• **Recorded information**:
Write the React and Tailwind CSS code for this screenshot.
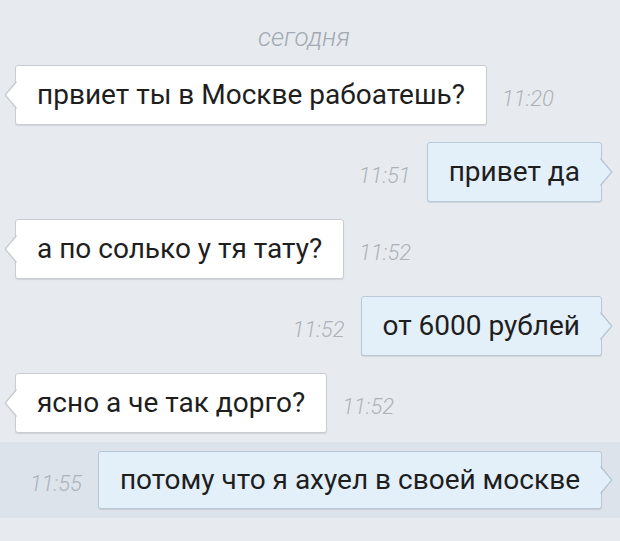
import React from "react";

function TailLeft() {
  return (
    <svg
      className="absolute left-[-12px] top-1/2 -translate-y-1/2"
      width="14"
      height="28"
      viewBox="0 0 14 28"
    >
      <path d="M13.5,0 L1,14 L13.5,28 Z" fill="#ffffff" />
      <path d="M12.5,0.5 L1.2,14 L12.5,27.5" fill="none" stroke="#c3c8ce" strokeWidth="1.2" />
    </svg>
  );
}

function TailRight() {
  return (
    <svg
      className="absolute right-[-12px] top-1/2 -translate-y-1/2"
      width="14"
      height="28"
      viewBox="0 0 14 28"
    >
      <path d="M0.5,0 L13,14 L0.5,28 Z" fill="#e3f0fa" />
      <path d="M1.5,0.5 L12.8,14 L1.5,27.5" fill="none" stroke="#b4c4d3" strokeWidth="1.2" />
    </svg>
  );
}

function Time({ children }) {
  return (
    <span className="mt-[8px] text-[22px] italic font-light text-[#adb2b9] leading-none">
      {children}
    </span>
  );
}

function In({ text, time }) {
  return (
    <div className="flex items-center gap-[15px] pl-[15px]">
      <div className="relative h-[60px] flex items-center px-[21px] bg-white border border-[#c9cdd2] rounded-[3px] shadow-[0_1px_1px_rgba(0,0,0,0.10)]">
        <TailLeft />
        <span className="text-[28px] text-[#1e1e1e] leading-none whitespace-nowrap">{text}</span>
      </div>
      <Time>{time}</Time>
    </div>
  );
}

function Out({ text, time, h = "h-[60px]" }) {
  return (
    <div className="flex items-center justify-end gap-[16px] pr-[18px]">
      <Time>{time}</Time>
      <div className={`relative ${h} flex items-center px-[21px] bg-[#e3f0fa] border border-[#b9c8d6] rounded-[3px] shadow-[0_1px_1px_rgba(0,0,0,0.10)]`}>
        <TailRight />
        <span className="text-[28px] text-[#1e1e1e] leading-none whitespace-nowrap">{text}</span>
      </div>
    </div>
  );
}

export default function App() {
  return (
    <div
      className="w-[620px] h-[541px] overflow-hidden bg-[#e7ebef] flex flex-col pt-[25px]"
      style={{ fontFamily: "Roboto, 'Noto Sans', sans-serif" }}
    >
      <div className="h-[24px] flex items-center justify-center pr-[12px]">
        <span className="text-[26px] italic font-light text-[#a2aab3] leading-none">сегодня</span>
      </div>
      <div className="flex flex-col gap-[17px] mt-[16px]">
        <In text="првиет ты в Москве рабоатешь?" time="11:20" />
        <Out text="привет да" time="11:51" />
        <In text="а по солько у тя тату?" time="11:52" />
        <Out text="от 6000 рублей" time="11:52" />
        <In text="ясно а че так дорго?" time="11:52" />
      </div>
      <div className="mt-[9px] py-[9px] bg-[#dce3ea]">
        <Out text="потому что я ахуел в своей москве" time="11:55" h="h-[58px]" />
      </div>
    </div>
  );
}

• **Exercise instructions**: Write the lines above out again exactly, without any of their pictures.

• **Answer to the problem**:
Write the React and Tailwind CSS code for this screenshot.
import React from "react";

function TailLeft() {
  return (
    <svg
      className="absolute left-[-12px] top-1/2 -translate-y-1/2"
      width="14"
      height="28"
      viewBox="0 0 14 28"
    >
      <path d="M13.5,0 L1,14 L13.5,28 Z" fill="#ffffff" />
      <path d="M12.5,0.5 L1.2,14 L12.5,27.5" fill="none" stroke="#c3c8ce" strokeWidth="1.2" />
    </svg>
  );
}

function TailRight() {
  return (
    <svg
      className="absolute right-[-12px] top-1/2 -translate-y-1/2"
      width="14"
      height="28"
      viewBox="0 0 14 28"
    >
      <path d="M0.5,0 L13,14 L0.5,28 Z" fill="#e3f0fa" />
      <path d="M1.5,0.5 L12.8,14 L1.5,27.5" fill="none" stroke="#b4c4d3" strokeWidth="1.2" />
    </svg>
  );
}

function Time({ children }) {
  return (
    <span className="mt-[8px] text-[22px] italic font-light text-[#adb2b9] leading-none">
      {children}
    </span>
  );
}

function In({ text, time }) {
  return (
    <div className="flex items-center gap-[15px] pl-[15px]">
      <div className="relative h-[60px] flex items-center px-[21px] bg-white border border-[#c9cdd2] rounded-[3px] shadow-[0_1px_1px_rgba(0,0,0,0.10)]">
        <TailLeft />
        <span className="text-[28px] text-[#1e1e1e] leading-none whitespace-nowrap">{text}</span>
      </div>
      <Time>{time}</Time>
    </div>
  );
}

function Out({ text, time, h = "h-[60px]" }) {
  return (
    <div className="flex items-center justify-end gap-[16px] pr-[18px]">
      <Time>{time}</Time>
      <div className={`relative ${h} flex items-center px-[21px] bg-[#e3f0fa] border border-[#b9c8d6] rounded-[3px] shadow-[0_1px_1px_rgba(0,0,0,0.10)]`}>
        <TailRight />
        <span className="text-[28px] text-[#1e1e1e] leading-none whitespace-nowrap">{text}</span>
      </div>
    </div>
  );
}

export default function App() {
  return (
    <div
      className="w-[620px] h-[541px] overflow-hidden bg-[#e7ebef] flex flex-col pt-[25px]"
      style={{ fontFamily: "Roboto, 'Noto Sans', sans-serif" }}
    >
      <div className="h-[24px] flex items-center justify-center pr-[12px]">
        <span className="text-[26px] italic font-light text-[#a2aab3] leading-none">сегодня</span>
      </div>
      <div className="flex flex-col gap-[17px] mt-[16px]">
        <In text="првиет ты в Москве рабоатешь?" time="11:20" />
        <Out text="привет да" time="11:51" />
        <In text="а по солько у тя тату?" time="11:52" />
        <Out text="от 6000 рублей" time="11:52" />
        <In text="ясно а че так дорго?" time="11:52" />
      </div>
      <div className="mt-[9px] py-[9px] bg-[#dce3ea]">
        <Out text="потому что я ахуел в своей москве" time="11:55" h="h-[58px]" />
      </div>
    </div>
  );
}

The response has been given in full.